From the listing, collect all lines containing the word "with".

START Extracted data

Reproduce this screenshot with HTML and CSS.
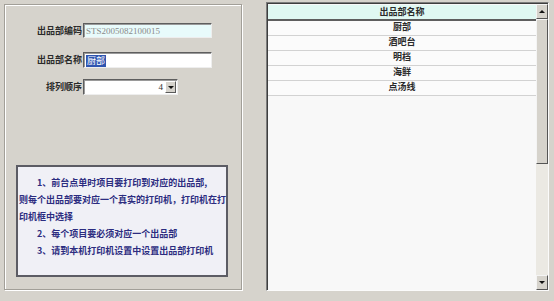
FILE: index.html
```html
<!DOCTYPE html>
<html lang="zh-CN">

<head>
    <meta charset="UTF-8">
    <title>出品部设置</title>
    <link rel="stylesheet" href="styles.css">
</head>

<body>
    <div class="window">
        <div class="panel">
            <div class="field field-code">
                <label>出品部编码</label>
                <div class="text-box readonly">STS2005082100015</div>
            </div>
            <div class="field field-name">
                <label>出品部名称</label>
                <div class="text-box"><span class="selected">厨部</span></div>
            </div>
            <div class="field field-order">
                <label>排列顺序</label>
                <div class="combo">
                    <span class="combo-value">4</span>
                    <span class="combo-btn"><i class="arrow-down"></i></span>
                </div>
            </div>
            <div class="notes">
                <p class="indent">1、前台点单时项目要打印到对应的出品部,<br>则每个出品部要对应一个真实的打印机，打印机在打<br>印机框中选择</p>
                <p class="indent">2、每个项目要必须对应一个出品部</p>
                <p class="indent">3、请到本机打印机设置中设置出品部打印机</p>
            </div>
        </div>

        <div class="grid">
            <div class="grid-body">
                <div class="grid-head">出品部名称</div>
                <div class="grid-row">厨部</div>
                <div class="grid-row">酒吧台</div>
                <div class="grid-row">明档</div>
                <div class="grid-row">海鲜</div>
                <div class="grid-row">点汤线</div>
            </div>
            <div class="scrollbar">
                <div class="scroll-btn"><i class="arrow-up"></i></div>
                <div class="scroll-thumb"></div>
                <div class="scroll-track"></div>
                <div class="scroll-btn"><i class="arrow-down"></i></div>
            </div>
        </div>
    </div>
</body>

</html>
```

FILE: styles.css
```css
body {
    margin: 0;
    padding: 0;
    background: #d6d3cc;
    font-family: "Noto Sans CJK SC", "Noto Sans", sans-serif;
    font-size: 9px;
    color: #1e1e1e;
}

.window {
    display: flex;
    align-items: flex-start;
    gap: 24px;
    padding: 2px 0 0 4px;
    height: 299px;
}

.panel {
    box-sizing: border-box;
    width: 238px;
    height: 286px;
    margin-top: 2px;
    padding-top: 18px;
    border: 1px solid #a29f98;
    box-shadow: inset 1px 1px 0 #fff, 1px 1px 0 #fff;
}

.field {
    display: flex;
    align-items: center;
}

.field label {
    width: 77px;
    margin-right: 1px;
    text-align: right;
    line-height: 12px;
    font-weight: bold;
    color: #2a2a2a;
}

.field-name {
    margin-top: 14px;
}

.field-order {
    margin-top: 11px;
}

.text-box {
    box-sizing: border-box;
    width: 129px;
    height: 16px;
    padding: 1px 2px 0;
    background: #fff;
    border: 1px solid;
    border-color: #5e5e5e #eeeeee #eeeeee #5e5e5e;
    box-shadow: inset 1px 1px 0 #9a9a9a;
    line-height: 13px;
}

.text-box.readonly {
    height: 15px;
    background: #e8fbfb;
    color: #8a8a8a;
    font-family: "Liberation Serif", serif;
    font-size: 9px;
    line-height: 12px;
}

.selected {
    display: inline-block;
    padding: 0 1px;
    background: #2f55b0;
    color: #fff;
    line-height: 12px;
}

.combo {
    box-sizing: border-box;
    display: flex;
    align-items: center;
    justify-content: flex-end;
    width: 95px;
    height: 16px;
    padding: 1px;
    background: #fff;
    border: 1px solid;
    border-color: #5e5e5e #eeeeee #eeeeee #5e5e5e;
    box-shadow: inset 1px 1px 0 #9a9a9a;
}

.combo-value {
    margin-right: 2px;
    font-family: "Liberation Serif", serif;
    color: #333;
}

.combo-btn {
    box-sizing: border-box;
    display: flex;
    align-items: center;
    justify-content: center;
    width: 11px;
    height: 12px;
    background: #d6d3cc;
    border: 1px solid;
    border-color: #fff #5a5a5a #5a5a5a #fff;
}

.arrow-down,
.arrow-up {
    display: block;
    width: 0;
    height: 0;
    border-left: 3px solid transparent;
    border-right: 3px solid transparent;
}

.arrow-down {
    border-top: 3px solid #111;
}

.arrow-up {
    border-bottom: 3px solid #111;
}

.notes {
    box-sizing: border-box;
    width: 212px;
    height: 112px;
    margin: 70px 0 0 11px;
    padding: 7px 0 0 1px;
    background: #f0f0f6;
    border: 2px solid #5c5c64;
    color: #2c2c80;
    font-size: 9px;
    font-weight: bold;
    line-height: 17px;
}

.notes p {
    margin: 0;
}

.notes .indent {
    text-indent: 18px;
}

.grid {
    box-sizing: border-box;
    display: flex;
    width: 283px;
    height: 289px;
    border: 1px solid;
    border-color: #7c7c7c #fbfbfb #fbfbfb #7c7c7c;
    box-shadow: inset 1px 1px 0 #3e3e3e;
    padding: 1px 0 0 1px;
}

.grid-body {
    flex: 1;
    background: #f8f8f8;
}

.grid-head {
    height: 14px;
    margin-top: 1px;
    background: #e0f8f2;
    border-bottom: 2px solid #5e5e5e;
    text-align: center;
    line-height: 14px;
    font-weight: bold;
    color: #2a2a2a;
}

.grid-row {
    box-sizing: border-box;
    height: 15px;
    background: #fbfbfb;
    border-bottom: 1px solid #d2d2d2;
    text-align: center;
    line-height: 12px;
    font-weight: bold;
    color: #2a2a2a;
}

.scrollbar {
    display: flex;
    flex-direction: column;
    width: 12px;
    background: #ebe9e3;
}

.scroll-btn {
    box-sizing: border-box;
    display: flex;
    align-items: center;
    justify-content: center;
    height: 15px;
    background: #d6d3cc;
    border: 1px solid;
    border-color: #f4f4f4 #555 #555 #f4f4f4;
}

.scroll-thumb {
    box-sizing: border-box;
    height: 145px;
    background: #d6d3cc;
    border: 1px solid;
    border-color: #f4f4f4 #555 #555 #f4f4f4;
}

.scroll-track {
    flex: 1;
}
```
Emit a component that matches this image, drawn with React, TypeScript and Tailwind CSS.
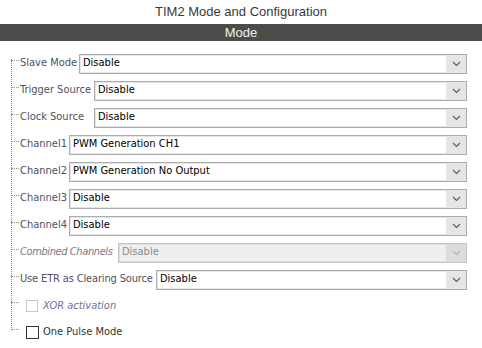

END Extracted data

Exercise response
Reproduce this screenshot with HTML and CSS.
Emit a component that matches this image, drawn with React, TypeScript and Tailwind CSS.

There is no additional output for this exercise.